“What you are in love with, what seizes your imagination will affect everything. It will decide what will get you out of bed in the mornings, what you will do with your evenings, how you spend your weekends, what you read, who you know, what breaks your heart, and what amazes you with joy and gratitude. Fall in love, stay in love, and it will decide everything.”

-Pedro Arrupe

Saturday, February 19, 2011

I, Rigoberta Menchu. Numero Tres

1. Describe how the book is evolving. What are you learning? How is it shaping your interpretation of who Guatemala is, what is looks like, how it smells, etc.

I think what makes this book so powerful is its simplicity. The way it is written gives me the impression that Rigoberta is actually talking to me just as she would talk to anybody else. As Melissa mentioned in a post before me, It is a much different experience then if I was reading about Guatemala from a text book or a newspaper article. She doesn't doesn't try to use the most fancy language or try to sugar coat things. She simply tells her story. I feel like I am starting to get to know Guatemala better or atleast in the best possible way that I could from a book. I am learning that the indigenous people take deep pride in their culture and the sense of community is very strong. I would imagine that in an average Guatemalan town "everybody knows everybody". I picture bright colors and for some reason lots of animals. Hardworking and humble is how I imagine the people.

2. Menchu uses the following quotation to start Chapter 7, "...those who sow maize for profit leave the earth empty of bones of the forefathers that give the maize, and then the earth demands bones, and the softest ones, those of children, pile up on the top of her and beneath her black crust, to feed her." After reading this chapter, what is your reaction to this quotation?

Maize is sacred to the people of Guatemala because it what gives them life. Without maize they would cease to be . When people start cultivating it for profit they lose sight of what is important. Sowing maize becomes no longer a way to live but a way to earn money and money causes greed and greed causes people to be selfish. Selfish people don't care about others. They don't care if they starve or work themselves to death all they care about is money and their own happiness. This is why the bones of Guatemalan children, such as Rigoberta's brother, started to pile upon the earth.
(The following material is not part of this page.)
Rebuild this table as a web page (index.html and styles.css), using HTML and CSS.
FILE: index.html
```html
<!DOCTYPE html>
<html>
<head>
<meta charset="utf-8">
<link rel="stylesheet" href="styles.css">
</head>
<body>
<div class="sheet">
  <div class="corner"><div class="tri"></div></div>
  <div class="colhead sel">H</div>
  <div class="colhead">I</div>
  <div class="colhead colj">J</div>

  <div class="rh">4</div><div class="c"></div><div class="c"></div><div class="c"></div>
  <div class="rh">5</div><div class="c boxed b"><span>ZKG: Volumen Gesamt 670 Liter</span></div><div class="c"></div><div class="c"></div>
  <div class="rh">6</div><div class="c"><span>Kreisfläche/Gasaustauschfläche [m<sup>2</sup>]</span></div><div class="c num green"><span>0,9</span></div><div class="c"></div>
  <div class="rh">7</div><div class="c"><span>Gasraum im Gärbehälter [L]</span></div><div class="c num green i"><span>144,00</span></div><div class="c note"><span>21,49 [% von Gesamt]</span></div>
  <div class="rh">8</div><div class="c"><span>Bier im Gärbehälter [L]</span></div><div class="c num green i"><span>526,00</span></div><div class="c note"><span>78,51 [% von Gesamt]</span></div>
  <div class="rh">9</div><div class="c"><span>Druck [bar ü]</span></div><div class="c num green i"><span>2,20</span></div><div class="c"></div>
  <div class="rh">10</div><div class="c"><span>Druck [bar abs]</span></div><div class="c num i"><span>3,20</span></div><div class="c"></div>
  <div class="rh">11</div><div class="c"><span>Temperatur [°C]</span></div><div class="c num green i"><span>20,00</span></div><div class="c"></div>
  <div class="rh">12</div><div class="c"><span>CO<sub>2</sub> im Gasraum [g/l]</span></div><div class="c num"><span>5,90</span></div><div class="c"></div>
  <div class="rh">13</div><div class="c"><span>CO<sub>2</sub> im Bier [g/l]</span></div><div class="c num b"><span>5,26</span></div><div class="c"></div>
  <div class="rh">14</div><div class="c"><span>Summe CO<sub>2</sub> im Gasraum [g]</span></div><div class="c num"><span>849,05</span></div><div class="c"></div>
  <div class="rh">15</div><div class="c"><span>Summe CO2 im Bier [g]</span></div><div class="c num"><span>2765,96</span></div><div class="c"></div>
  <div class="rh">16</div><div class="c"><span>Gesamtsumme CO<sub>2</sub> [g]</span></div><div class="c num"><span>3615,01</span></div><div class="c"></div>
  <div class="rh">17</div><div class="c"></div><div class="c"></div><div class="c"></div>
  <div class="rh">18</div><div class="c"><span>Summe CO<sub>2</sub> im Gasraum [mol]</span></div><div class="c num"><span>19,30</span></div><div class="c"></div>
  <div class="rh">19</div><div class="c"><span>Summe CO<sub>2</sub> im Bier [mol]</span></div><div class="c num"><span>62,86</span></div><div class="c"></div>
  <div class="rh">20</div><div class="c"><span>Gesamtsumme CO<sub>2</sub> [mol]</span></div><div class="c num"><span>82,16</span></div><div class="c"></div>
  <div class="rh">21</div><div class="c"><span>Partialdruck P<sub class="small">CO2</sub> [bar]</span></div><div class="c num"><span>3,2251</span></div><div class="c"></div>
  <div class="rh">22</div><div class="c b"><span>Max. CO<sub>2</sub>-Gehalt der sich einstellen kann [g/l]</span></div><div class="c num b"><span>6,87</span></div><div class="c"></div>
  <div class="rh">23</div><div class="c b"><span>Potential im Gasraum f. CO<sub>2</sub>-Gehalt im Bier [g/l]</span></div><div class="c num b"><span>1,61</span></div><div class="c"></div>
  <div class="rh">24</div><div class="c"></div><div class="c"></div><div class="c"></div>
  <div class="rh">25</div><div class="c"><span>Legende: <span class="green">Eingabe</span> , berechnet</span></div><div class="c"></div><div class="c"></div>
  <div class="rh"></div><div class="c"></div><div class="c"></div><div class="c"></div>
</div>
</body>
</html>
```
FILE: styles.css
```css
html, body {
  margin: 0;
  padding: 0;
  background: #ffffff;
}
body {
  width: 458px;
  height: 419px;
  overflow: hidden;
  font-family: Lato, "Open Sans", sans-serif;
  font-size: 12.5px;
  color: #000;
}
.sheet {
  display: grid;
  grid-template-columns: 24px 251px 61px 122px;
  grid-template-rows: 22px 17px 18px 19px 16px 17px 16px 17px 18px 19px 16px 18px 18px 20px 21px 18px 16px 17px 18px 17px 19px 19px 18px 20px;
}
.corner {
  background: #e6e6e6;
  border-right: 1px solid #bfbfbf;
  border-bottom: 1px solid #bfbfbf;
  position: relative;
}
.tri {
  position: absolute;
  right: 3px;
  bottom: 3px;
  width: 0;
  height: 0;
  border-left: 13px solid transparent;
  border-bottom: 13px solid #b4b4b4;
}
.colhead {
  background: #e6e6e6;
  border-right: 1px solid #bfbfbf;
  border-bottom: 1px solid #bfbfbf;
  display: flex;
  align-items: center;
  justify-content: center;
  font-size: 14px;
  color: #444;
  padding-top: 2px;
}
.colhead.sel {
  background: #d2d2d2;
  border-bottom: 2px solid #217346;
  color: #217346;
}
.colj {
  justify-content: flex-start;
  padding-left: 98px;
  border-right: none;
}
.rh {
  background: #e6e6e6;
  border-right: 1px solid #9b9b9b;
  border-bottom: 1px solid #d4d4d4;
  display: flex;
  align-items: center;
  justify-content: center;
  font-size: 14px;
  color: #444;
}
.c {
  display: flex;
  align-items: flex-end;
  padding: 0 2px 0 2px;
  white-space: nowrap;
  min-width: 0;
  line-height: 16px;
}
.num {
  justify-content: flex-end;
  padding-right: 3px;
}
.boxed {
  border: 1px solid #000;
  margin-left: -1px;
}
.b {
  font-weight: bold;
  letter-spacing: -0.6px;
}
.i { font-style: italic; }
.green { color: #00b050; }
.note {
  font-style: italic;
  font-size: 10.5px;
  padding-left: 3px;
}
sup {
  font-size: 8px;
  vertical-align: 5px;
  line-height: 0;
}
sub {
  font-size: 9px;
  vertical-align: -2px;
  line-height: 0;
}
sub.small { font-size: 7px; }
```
3. Based on your reading of Chapter 8, what are your thoughts of culture? How does Rigoberta's culture align to your own? How is it different?
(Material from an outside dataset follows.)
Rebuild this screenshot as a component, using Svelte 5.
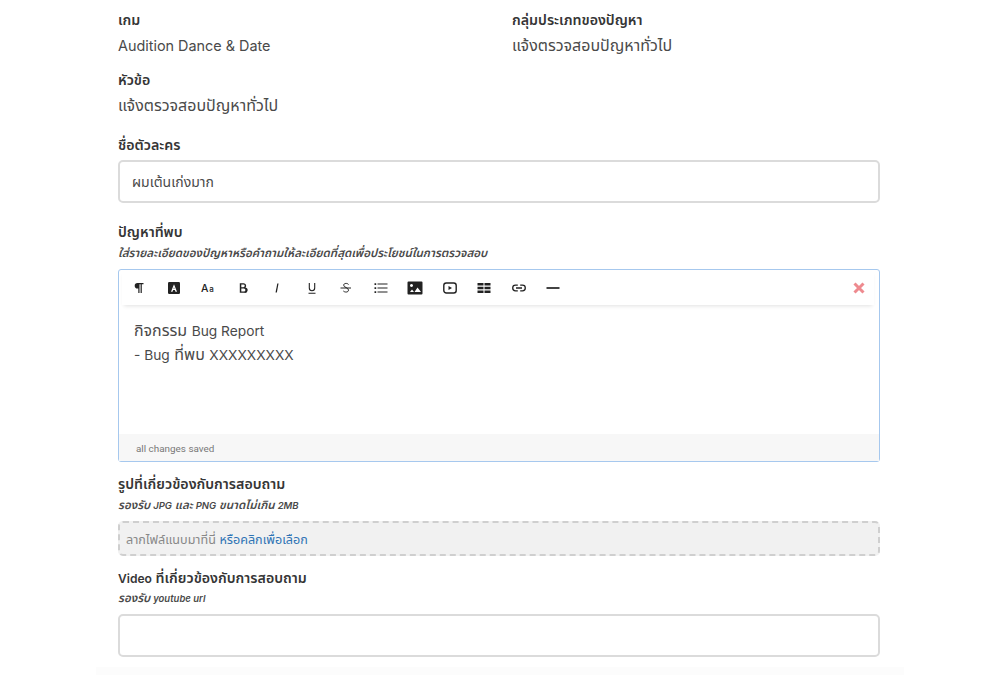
<script>
  const tools = ['para', 'font', 'size', 'bold', 'italic', 'under', 'strike', 'list', 'image', 'video', 'table', 'link', 'rule'];
</script>

<div class="page">
  <div class="two">
    <div class="field">
      <div class="label">เกม</div>
      <div class="value"><span class="en">Audition Dance &amp; Date</span></div>
    </div>
    <div class="field">
      <div class="label">กลุ่มประเภทของปัญหา</div>
      <div class="value">แจ้งตรวจสอบปัญหาทั่วไป</div>
    </div>
  </div>
  <div class="field topic">
    <div class="label">หัวข้อ</div>
    <div class="value">แจ้งตรวจสอบปัญหาทั่วไป</div>
  </div>

  <div class="label name-label">ชื่อตัวละคร</div>
  <input class="input" value="ผมเต้นเก่งมาก" />

  <div class="label problem-label">ปัญหาที่พบ</div>
  <div class="hint">ใส่รายละเอียดของปัญหาหรือคำถามให้ละเอียดที่สุดเพื่อประโยชน์ในการตรวจสอบ</div>

  <div class="editor">
    <div class="toolbar">
      {#each tools as t}
        <span class="tool">
          <svg width="16" height="16" viewBox="0 0 16 16">
            {#if t === 'para'}
              <path d="M12.500 3H6.500a2.800 2.800 0 0 0 0 5.600H7.300V13H8.500V4.200h1.100V13h1.200V4.200h1.700z" fill="#222" />
            {:else if t === 'font'}
              <rect x="2" y="2" width="12" height="12" rx="1.200" fill="#222" />
              <path d="M8 4.300 11 11.700H9.500L8.900 10H7.100L6.500 11.700H5zM7.500 8.800H8.500L8 7.200z" fill="#fff" />
            {:else if t === 'size'}
              <text x="1" y="12" class="g-size">A</text><text x="9.300" y="12" class="g-size small">a</text>
            {:else if t === 'bold'}
              <path d="M4.800 3.200H8.700a2.500 2.500 0 0 1 1.800 4.200A2.700 2.700 0 0 1 9.200 12.800H4.800zM6.300 4.500V7.200H8.400a1.350 1.350 0 0 0 0-2.700zM6.300 8.500V11.500H8.900a1.500 1.500 0 0 0 0-3z" fill="#222" />
            {:else if t === 'italic'}
              <path d="M8.900 3.500 7.200 12.500" stroke="#222" stroke-width="1.300" fill="none" />
            {:else if t === 'under'}
              <path d="M5.300 3V8a2.700 2.700 0 0 0 5.400 0V3M4.500 13.300h7" stroke="#222" stroke-width="1.100" fill="none" />
            {:else if t === 'strike'}
              <path d="M10.500 4.500C9.700 3 5.700 2.900 5.700 5.200c0 2.400 4.800 2.300 4.800 4.900 0 2.500-4 2.400-5.200.8M2.500 8h10.500" stroke="#222" stroke-width="1" fill="none" />
            {:else if t === 'list'}
              <path d="M1.500 3.200h1.700v1.700H1.500zM1.500 7.200h1.700v1.700H1.500zM1.500 11.200h1.700v1.700H1.500zM4.500 3.400h10v1.200h-10zM4.500 7.400h10v1.200h-10zM4.500 11.400h10v1.200h-10z" fill="#222" />
            {:else if t === 'image'}
              <path fill-rule="evenodd" d="M1.500 1.500h13a1 1 0 0 1 1 1v11a1 1 0 0 1-1 1h-13a1 1 0 0 1-1-1v-11a1 1 0 0 1 1-1zM4.500 4a1.500 1.500 0 1 0 .01 0zM10.500 7.500 7.500 12h6.500zM5 9.500 3 12h4z" fill="#222" />
            {:else if t === 'video'}
              <rect x="1.800" y="3" width="12.400" height="10" rx="2.500" stroke="#222" stroke-width="1.400" fill="none" />
              <path d="M6.500 5.900 10 8 6.500 10.100z" fill="#222" />
            {:else if t === 'table'}
              <path d="M1.500 3h6v2.500h-6zM8.500 3h6v2.500h-6zM1.500 6.700h6v2.600h-6zM8.500 6.700h6v2.600h-6zM1.500 10.500h6V13h-6zM8.500 10.500h6V13h-6z" fill="#222" />
            {:else if t === 'link'}
              <path d="M6.800 5.200H4.500a2.800 2.800 0 0 0 0 5.600h2.300M9.200 5.200h2.300a2.800 2.800 0 0 1 0 5.600H9.200M5 8h6" stroke="#222" stroke-width="1.300" fill="none" />
            {:else}
              <path d="M1.500 8h13" stroke="#222" stroke-width="1.700" />
            {/if}
          </svg>
        </span>
      {/each}
      <span class="spacer"></span>
      <svg class="close" width="14" height="14" viewBox="0 0 14 14">
        <path d="M2.500 2.500l9 9M11.500 2.500l-9 9" stroke="#ee8a8f" stroke-width="3" />
      </svg>
    </div>
    <div class="body">
      <div>กิจกรรม <span class="en">Bug Report</span></div>
      <div><span class="en">- Bug</span> ที่พบ <span class="en">XXXXXXXXX</span></div>
    </div>
    <div class="status">all changes saved</div>
  </div>

  <div class="label pic-label">รูปที่เกี่ยวข้องกับการสอบถาม</div>
  <div class="hint pic-hint">รองรับ <span class="en">JPG</span> และ <span class="en">PNG</span> ขนาดไม่เกิน <span class="en">2MB</span></div>
  <div class="drop">ลากไฟล์แนบมาที่นี่ <span class="browse">หรือคลิกเพื่อเลือก</span></div>

  <div class="label video-label"><span class="en">Video</span> ที่เกี่ยวข้องกับการสอบถาม</div>
  <div class="hint video-hint">รองรับ <span class="en">youtube url</span></div>
  <input class="input video-input" />
  <div class="foot"></div>
</div>

<style>
  :global(body) {
    background: #fff;
    overflow: hidden;
  }

  .page {
    width: 762px;
    height: 675px;
    margin: 0 auto;
    padding: 9px 0 0 0;
    box-sizing: border-box;
    position: relative;
    left: -1px;
    font-family: Inter, "Noto Sans", "Noto Sans Thai", sans-serif;
    color: #4a4a4a;
  }

  /* latin runs sit a bit smaller than the thai around them */
  .en {
    font-size: 0.9em;
  }

  .two {
    display: grid;
    grid-template-columns: 394px 1fr;
  }

  .label {
    font-size: 14.200px;
    line-height: 21px;
    font-weight: 600;
    color: #363636;
  }

  .label .en {
    font-size: 0.85em;
  }

  .value {
    font-size: 16px;
    line-height: 24px;
    margin-top: 3px;
  }

  .topic {
    margin-top: 11px;
  }

  .name-label {
    margin-top: 17px;
  }

  .input {
    display: block;
    width: 100%;
    height: 43px;
    box-sizing: border-box;
    margin-top: 5px;
    padding: 2px 12px 0;
    border: 2px solid #dbdbdb;
    border-radius: 5px;
    font: 14px Inter, "Noto Sans", "Noto Sans Thai", sans-serif;
    color: #4a4a4a;
    background: #fff;
    outline: none;
  }

  .problem-label {
    margin-top: 18px;
  }

  .hint {
    font-size: 11.600px;
    line-height: 16px;
    font-weight: 600;
    font-style: italic;
    color: #4a4a4a;
    margin-top: 3px;
  }

  .hint .en {
    font-size: 0.82em;
  }

  .video-hint {
    margin-top: 1px;
  }

  .editor {
    margin-top: 8px;
    height: 193px;
    box-sizing: border-box;
    border: 1px solid #a6c8ee;
    border-radius: 3px;
    display: flex;
    flex-direction: column;
  }

  .toolbar {
    height: 35px;
    display: flex;
    align-items: center;
    flex: none;
    margin: 0 5px 0 3px;
    padding-right: 8px;
    box-shadow: 0 3px 4px -2px rgba(0, 0, 0, 0.12);
  }

  .tool {
    width: 34.500px;
    display: flex;
    justify-content: center;
    flex: none;
  }

  .g-size {
    font: 500 10.500px Inter, sans-serif;
    fill: #222;
  }

  .small {
    font-size: 8px;
  }

  .spacer {
    flex: 1;
  }

  .close {
    display: block;
  }

  .body {
    flex: 1;
    padding: 14px 15px 0;
    font-size: 16px;
    line-height: 23px;
  }

  .body .en {
    font-size: 0.86em;
  }

  .status {
    background: #f7f7f7;
    height: 27px;
    line-height: 29px;
    padding-left: 17px;
    font-family: Roboto, sans-serif;
    font-size: 9.900px;
    color: #777;
  }

  .pic-label {
    margin-top: 11px;
  }

  .drop {
    margin-top: 7px;
    height: 35px;
    line-height: 33px;
    box-sizing: border-box;
    border: 2px dashed #cfcfcf;
    border-radius: 5px;
    background: #f1f1f1;
    padding-left: 6px;
    font-size: 12.600px;
    color: #888;
  }

  .browse {
    color: #2f74b5;
  }

  .video-label {
    margin-top: 11px;
  }

  .video-input {
    margin-top: 7px;
  }

  .foot {
    position: absolute;
    left: -22px;
    right: -24px;
    top: 667px;
    height: 8px;
    background: #fcfcfc;
  }
</style>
Culture is a interesting aspect of my life. I have about ten different nationalities of which I connect somewhat strongly with about three of them. If someone asks me what I am, I say I am Tongan, Samoan, and Native American. They then get a puzzled look on their face because I obviously look like a white girl and I think it is pretty funny to see peoples reactions when I tell them my different nationalities. For me culture is more about values then it is about what people usually think of as culture. It would be impossible for me to practice all of my different cultures and even if I did decide that I wanted to say, immerse myself in my Native American culture and start living that way, I would not be taken seriously. Rigoberta Menchu is very passionate about her culture and keeping it alive. It is something very special to her. Our cultures have little in common but what makes us the same is the value we place on families and living in a way which will make them proud.